Type Anywhere You Want: An Introduction to Invisible Mobile Keyboard[6]

IMK Demo
Figure 4. IMK decodes both current and past inputs. As an user writes more text, IMK utilizes more context and the accuracy improves.

[Research Goal] Design a natural text-entry method for humans to deliver messages through mobile touch screens.
[Limitations of Convention] The limitations of soft keyboards for mobile devices include high rate of typos, lack of tactile feedback, inconsideration of users’ different keyboard mental model, and large screen occupation.
[Contribution] First, we collected a large-scale, richly annotated IMK dataset which contains approximately 2M pairs of touch points and text. Second, we analyzed the characteristics of user behavior on the new proposed task in-depth. Third, we designed a novel deep neural architecture, Self-Attention Neural Character Decoder (SA-NCD) as a baseline decoder.


Writing in The Air: Unconstrained Text Recognition from Finger Movement Using Spatio-Temporal Convolution[7]

WiTA Demo
Figure 5. An example instance of the dataset collected in this work. The person in the example is writing "re" from the word "recognized".

[Research Goal] Design a computational model that interprets the text written in the air with the index finger using an RGB camera.
[Limitations of Convention] Conventional WiTA systems hardly achieve satisfactory performance for practical deployment into real-world applications. Moreover, there is no available benchmark dataset suitable for development and evaluation of WiTA systems.
[Contribution] First, we explicitly defined the task of WiTA and collect five types of the dataset in two languages (Korean and English) for the development and evaluation of WiTA systems. Second, we designed baseline methods for the WiTA task and proposed spatio-temporal residual network architectures which translate an input video sequence into a sequence of characters written in the air. Third, we made the data collection tool, the WiTA dataset, the proposed WiTA baseline networks and the pretrained network parameters open-source.

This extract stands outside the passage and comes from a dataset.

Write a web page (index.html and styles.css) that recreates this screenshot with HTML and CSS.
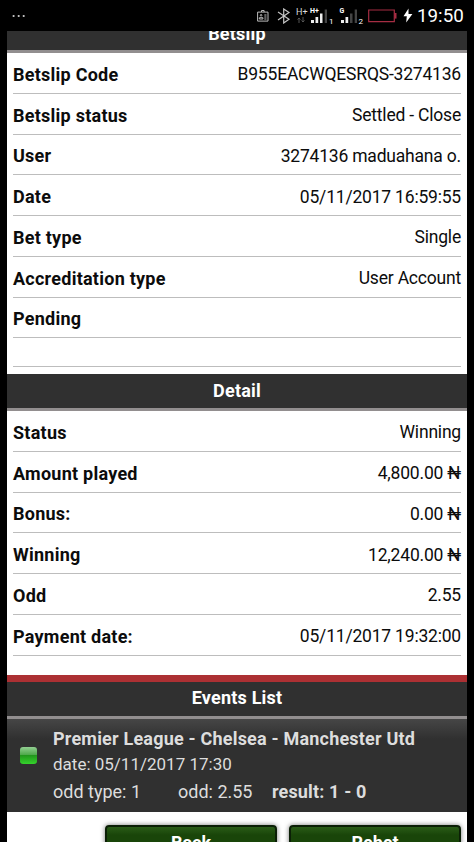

[1] U.-H. Kim, S.-H. Kim and J.-H Kim, “SimVODIS: Simultaneous Visual Odometry, Object Detection, and Instance Segmentation,” IEEE Trans. on Pattern Analysis and Machine Intelligence, vol. 44, no. 1, pp. 428-441, Jan. 2022. [SCIE, IF: 16.390]
[2] U.-H. Kim, J.-M. Park, T.-J. Song and J.-H Kim, “3-D Scene Graph: A Sparse and Semantic Representation of Physical Environments for Intelligent Agents,” IEEE Trans. on Cybernetics, vol. 50, no. 12, pp. 4921-4933, Dec. 2020. [SCIE, IF: 11.079]
[3] J.-M. Park*, U.-H. Kim*, S.-H. Lee and J.-H Kim, “Dual Task Learning by Leveraging Both Dense Correspondence and Mis-Correspondence for Robust Change Detection With Imperfect Matches,” IEEE/CVF Conference on Computer Vision and Pattern Recognition (CVPR), pp. 13749-13759, Jun. 2022 [Oral Presentation]
[4] U.-H. Kim and J.-H Kim, “A Stabilized Feedback Episodic Memory (SF-EM) and Home Service Provision Framework for Robot and IoT Collaboration,” IEEE Trans. on Cybernetics, vol. 50, no.5, pp. 2110-2123, May 2020. [SCIE, IF: 11.079]
[5] U.-H. Kim, S.-M. Yoo and J.-H Kim, “I-Keyboard: Fully Imaginary Keyboard on Touch Devices Empowered by Deep Neural Decoder,” IEEE Trans. on Cybernetics, Early Access, Sep. 2019. [SCIE, IF: 11.079]
[6] S.-M. Yoo*, U.-H. Kim*, Y.-W. Hwang and J.-H. Kim (* equal contribution), “Type Anywhere You Want: An Introduction to Invisible Mobile Keyboard,” in Proceedings of the 30-th International Joint Conference on Artificial Intelligence (IJCAI), 2021. (13.9% acceptance rate)
[7] U.-H. Kim*, Y.-W. Hwang*, S.-K. Lee and J.-H. Kim (* equal contribution), “Writing in The Air: Unconstrained Text Recognition from Finger Movement Using Spatio-Temporal Convolution,” IEEE Trans. on AI, vol. 4, no. 6, pp. 1386-1398, 2023.